» Data excerpt
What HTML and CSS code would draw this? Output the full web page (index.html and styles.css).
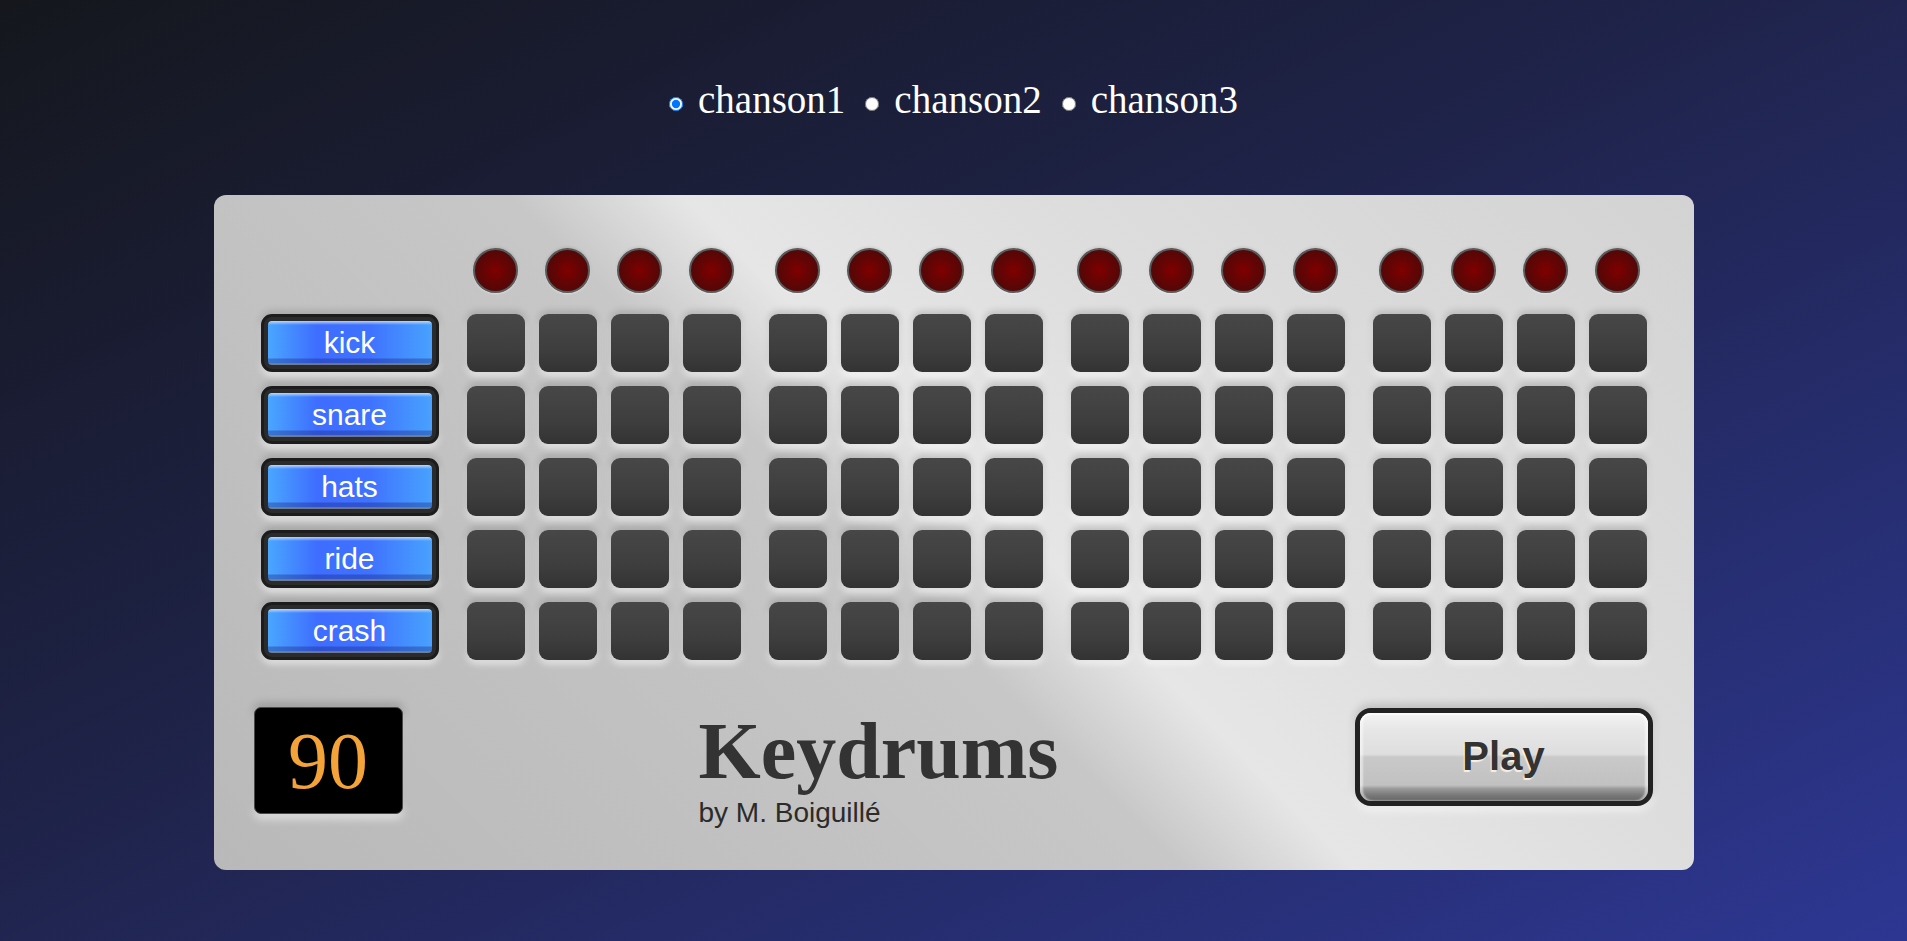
FILE: index.html
```html
<!DOCTYPE html>
<html lang="fr">
<head>
<meta charset="utf-8">
<title>Keydrums</title>
<link rel="stylesheet" href="styles.css">
</head>
<body>
<form class="songs">
  <label class="song"><input type="radio" name="song" checked><span>chanson1</span></label>
  <label class="song"><input type="radio" name="song"><span>chanson2</span></label>
  <label class="song"><input type="radio" name="song"><span>chanson3</span></label>
</form>

<main class="panel">
  <div class="seq">
    <div class="corner"></div>
    <div class="leds">
      <div class="group"><span class="slot"><i class="led"></i></span><span class="slot"><i class="led"></i></span><span class="slot"><i class="led"></i></span><span class="slot"><i class="led"></i></span></div>
      <div class="group"><span class="slot"><i class="led"></i></span><span class="slot"><i class="led"></i></span><span class="slot"><i class="led"></i></span><span class="slot"><i class="led"></i></span></div>
      <div class="group"><span class="slot"><i class="led"></i></span><span class="slot"><i class="led"></i></span><span class="slot"><i class="led"></i></span><span class="slot"><i class="led"></i></span></div>
      <div class="group"><span class="slot"><i class="led"></i></span><span class="slot"><i class="led"></i></span><span class="slot"><i class="led"></i></span><span class="slot"><i class="led"></i></span></div>
    </div>

    <button class="inst" type="button"><span class="face">kick</span></button>
    <div class="steps">
      <div class="group"><span class="pad"></span><span class="pad"></span><span class="pad"></span><span class="pad"></span></div>
      <div class="group"><span class="pad"></span><span class="pad"></span><span class="pad"></span><span class="pad"></span></div>
      <div class="group"><span class="pad"></span><span class="pad"></span><span class="pad"></span><span class="pad"></span></div>
      <div class="group"><span class="pad"></span><span class="pad"></span><span class="pad"></span><span class="pad"></span></div>
    </div>

    <button class="inst" type="button"><span class="face">snare</span></button>
    <div class="steps">
      <div class="group"><span class="pad"></span><span class="pad"></span><span class="pad"></span><span class="pad"></span></div>
      <div class="group"><span class="pad"></span><span class="pad"></span><span class="pad"></span><span class="pad"></span></div>
      <div class="group"><span class="pad"></span><span class="pad"></span><span class="pad"></span><span class="pad"></span></div>
      <div class="group"><span class="pad"></span><span class="pad"></span><span class="pad"></span><span class="pad"></span></div>
    </div>

    <button class="inst" type="button"><span class="face">hats</span></button>
    <div class="steps">
      <div class="group"><span class="pad"></span><span class="pad"></span><span class="pad"></span><span class="pad"></span></div>
      <div class="group"><span class="pad"></span><span class="pad"></span><span class="pad"></span><span class="pad"></span></div>
      <div class="group"><span class="pad"></span><span class="pad"></span><span class="pad"></span><span class="pad"></span></div>
      <div class="group"><span class="pad"></span><span class="pad"></span><span class="pad"></span><span class="pad"></span></div>
    </div>

    <button class="inst" type="button"><span class="face">ride</span></button>
    <div class="steps">
      <div class="group"><span class="pad"></span><span class="pad"></span><span class="pad"></span><span class="pad"></span></div>
      <div class="group"><span class="pad"></span><span class="pad"></span><span class="pad"></span><span class="pad"></span></div>
      <div class="group"><span class="pad"></span><span class="pad"></span><span class="pad"></span><span class="pad"></span></div>
      <div class="group"><span class="pad"></span><span class="pad"></span><span class="pad"></span><span class="pad"></span></div>
    </div>

    <button class="inst" type="button"><span class="face">crash</span></button>
    <div class="steps">
      <div class="group"><span class="pad"></span><span class="pad"></span><span class="pad"></span><span class="pad"></span></div>
      <div class="group"><span class="pad"></span><span class="pad"></span><span class="pad"></span><span class="pad"></span></div>
      <div class="group"><span class="pad"></span><span class="pad"></span><span class="pad"></span><span class="pad"></span></div>
      <div class="group"><span class="pad"></span><span class="pad"></span><span class="pad"></span><span class="pad"></span></div>
    </div>
  </div>

  <div class="bottom">
    <div class="bpm">90</div>
    <div class="title">
      <h1>Keydrums</h1>
      <p>by M. Boiguillé</p>
    </div>
    <button class="play" type="button"><span class="play-face">Play</span></button>
  </div>
</main>
</body>
</html>
```

FILE: styles.css
```css
html, body {
  margin: 0;
  padding: 0;
  height: 100%;
}

body {
  min-height: 941px;
  background: linear-gradient(to bottom right, #15171d 0%, #1e2246 42%, #2d3792 100%);
  font-family: "Liberation Serif", "Times New Roman", serif;
  overflow: hidden;
}

/* song selector */
.songs {
  display: flex;
  justify-content: center;
  padding-top: 78px;
  height: 44px;
  margin: 0;
}

.song {
  display: flex;
  align-items: flex-start;
  margin: 0 10px;
  color: #ffffff;
  font-family: "Liberation Serif", "Times New Roman", serif;
  font-size: 39px;
  line-height: 44px;
  cursor: pointer;
}

.song input {
  width: 14px;
  height: 14px;
  margin: 19px 15px 0 0;
}

/* main panel */
.panel {
  width: 1480px;
  box-sizing: border-box;
  margin: 73px auto 0;
  padding: 53px 47px 42px;
  border-radius: 12px;
  background: linear-gradient(45deg,
    #b9b9b9 0%,
    #c2c2c2 30%,
    #c7c7c7 45%,
    #e6e6e6 53%,
    #dedede 68%,
    #d3d3d3 100%);
}

.seq {
  display: grid;
  grid-template-columns: 178px auto;
  column-gap: 28px;
  row-gap: 14px;
}

.leds,
.steps {
  display: flex;
  gap: 28px;
}

.leds {
  height: 45px;
  margin-bottom: 7px;
}

.group {
  display: flex;
  gap: 14px;
}

.slot {
  width: 58px;
  display: flex;
  justify-content: center;
}

.led {
  display: block;
  width: 45px;
  height: 45px;
  box-sizing: border-box;
  border-radius: 50%;
  border: 2px solid #5a5a5a;
  background: radial-gradient(circle at 50% 50%, #800000 0%, #650404 40%, #420b0b 100%);
  box-shadow: 0 1px 2px rgba(255, 255, 255, 0.5), 0 -1px 3px rgba(0, 0, 0, 0.12);
}

.pad {
  display: block;
  width: 58px;
  height: 58px;
  border-radius: 9px;
  background: linear-gradient(to bottom, #474747 0%, #3e3e3e 60%, #333333 100%);
  box-shadow: 0 -3px 7px rgba(0, 0, 0, 0.16), 0 4px 7px rgba(255, 255, 255, 0.6);
}

/* instrument buttons */
.inst {
  width: 178px;
  height: 58px;
  box-sizing: border-box;
  margin: 0;
  padding: 4px;
  border: 3px solid #1c1c1c;
  border-radius: 11px;
  background: #2b2b2b;
  box-shadow: 0 -3px 7px rgba(0, 0, 0, 0.16), 0 4px 7px rgba(255, 255, 255, 0.6);
  cursor: pointer;
}

.face {
  display: block;
  height: 100%;
  border-radius: 4px;
  background:
    linear-gradient(to bottom,
      rgba(220, 235, 255, 0.75) 0px,
      rgba(200, 225, 255, 0.45) 2px,
      rgba(255, 255, 255, 0) 4px,
      rgba(255, 255, 255, 0) calc(100% - 7px),
      rgba(20, 30, 120, 0.35) calc(100% - 6px),
      rgba(20, 30, 120, 0.35) calc(100% - 2px),
      rgba(120, 120, 120, 0.8) calc(100% - 2px)),
    linear-gradient(to right, #4aa6ff 0%, #3e6dff 30%, #3f72ff 62%, #48a2ff 100%);
  color: #ffffff;
  font-family: "Liberation Sans", Arial, sans-serif;
  font-size: 30px;
  line-height: 44px;
  text-align: center;
}

/* bottom row */
.bottom {
  display: flex;
  justify-content: space-between;
  align-items: flex-start;
  margin: 47px -6px 0 -7px;
}

.bpm {
  width: 149px;
  height: 107px;
  box-sizing: border-box;
  border: 1px solid #4a4a4a;
  border-radius: 7px;
  background: #000000;
  color: #f4a338;
  font-family: "Liberation Serif", "Times New Roman", serif;
  font-size: 80px;
  line-height: 107px;
  text-align: center;
  box-shadow: 0 -4px 9px rgba(0, 0, 0, 0.18), 0 5px 9px rgba(255, 255, 255, 0.55);
}

.title {
  margin-top: -2px;
}

.title h1 {
  margin: 0;
  color: #333333;
  font-family: "Liberation Serif", "Times New Roman", serif;
  font-weight: bold;
  font-size: 80px;
  line-height: 92px;
}

.title p {
  margin: 0;
  color: #2b2b2b;
  font-family: "Liberation Sans", Arial, sans-serif;
  font-size: 28px;
  line-height: 31px;
}

.play {
  width: 298px;
  height: 98px;
  margin: 1px 0 0;
  padding: 0;
  box-sizing: border-box;
  border: 5px solid #222222;
  border-radius: 16px;
  background: #232323;
  box-shadow: 0 -4px 9px rgba(0, 0, 0, 0.16), 0 5px 9px rgba(255, 255, 255, 0.55);
  cursor: pointer;
}

.play-face {
  display: block;
  height: 100%;
  border-radius: 11px;
  background: linear-gradient(to bottom,
    #f4f4f4 0%,
    #e6e6e6 20%,
    #dedede 47%,
    #c9c9c9 50%,
    #c1c1c1 82%,
    #9a9a9a 86%,
    #7a7a7a 93%,
    #666666 100%);
  box-shadow: inset 0 2px 0 #fbfbfb, inset 3px 0 2px rgba(255, 255, 255, 0.5), inset -3px 0 2px rgba(255, 255, 255, 0.5);
  color: #333333;
  font-family: "Liberation Sans", Arial, sans-serif;
  font-weight: bold;
  font-size: 40px;
  line-height: 86px;
  text-align: center;
  text-shadow: -1px 2px 1px rgba(255, 245, 230, 0.9);
}
```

» What is being asked
Pull out each line of the listing that holds the string "index".

» Exercise answer
What HTML and CSS code would draw this? Output the full web page (index.html and styles.css).
FILE: index.html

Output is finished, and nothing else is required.